One amazing aspect of your proposal would be taking the actor-as-actor-not-character idea even further and embracing race, age, mobility, and gender-blind casting. Some of my favorite experiences in theatre have come watching actors embody a foreign physicality. I'll never forget watching the stunning young half Asian actress Joey Liao as a 50-something white roughneck bouncer and an ancient crazy crow-strokimg witch in a reading of "Kate Crackernuts" or he comination of the 30-something white female Kittson O'Neill as a an angry latino drug-seeker and African-American Tony Russell as an old white Texas oil-man telling us why it's okay for him to use the word "nigger" in Jigsaw Nation. These moments allowed me to hear the language of the play, and hear the characters in their essence, and carried the added bonus of connecting the audience to the actors' artistry, askig us to bring our own imaginations to the front, and shaking up ideas that might have seemed ordinary in regularly cast contexts.
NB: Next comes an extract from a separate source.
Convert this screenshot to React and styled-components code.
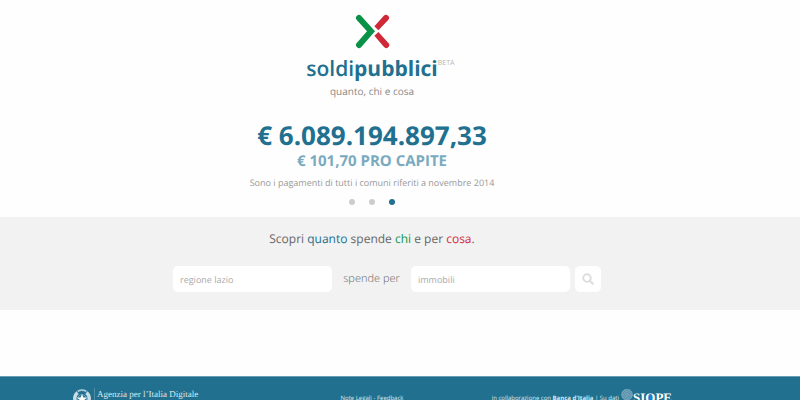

Thanks again for this great idea, and for walking the walk you're talking!

Perfect timing for this piece. I'm meeting with a director tomorrow whose work I don't know yet but who we think seems smart, interesting and most importantly, nice & trustworthy. What better way to start?

Great thoughts. As a dancer, who became an actor, the professionalism is noticed. I'm always early, prepared, ready to go. I actually had a very similar conversation with an actor in our last production. I do think that the work of the actor is just quieter, more personal, more behind the scenes, and therefore, they are seen as not working. Dancers have, for the most part had discipline beat into us. We also have a beyond usual respect for our bodies, so we always give ourselves that time to warm-up and focus.Dance is a culture of discipline. Theatre is not. It's not a bad thing. Just what it is. Not sure what I would say it is a culture of.... The ideal would be collaboration. But it often isn't. Hm. Thanks for the food for thought!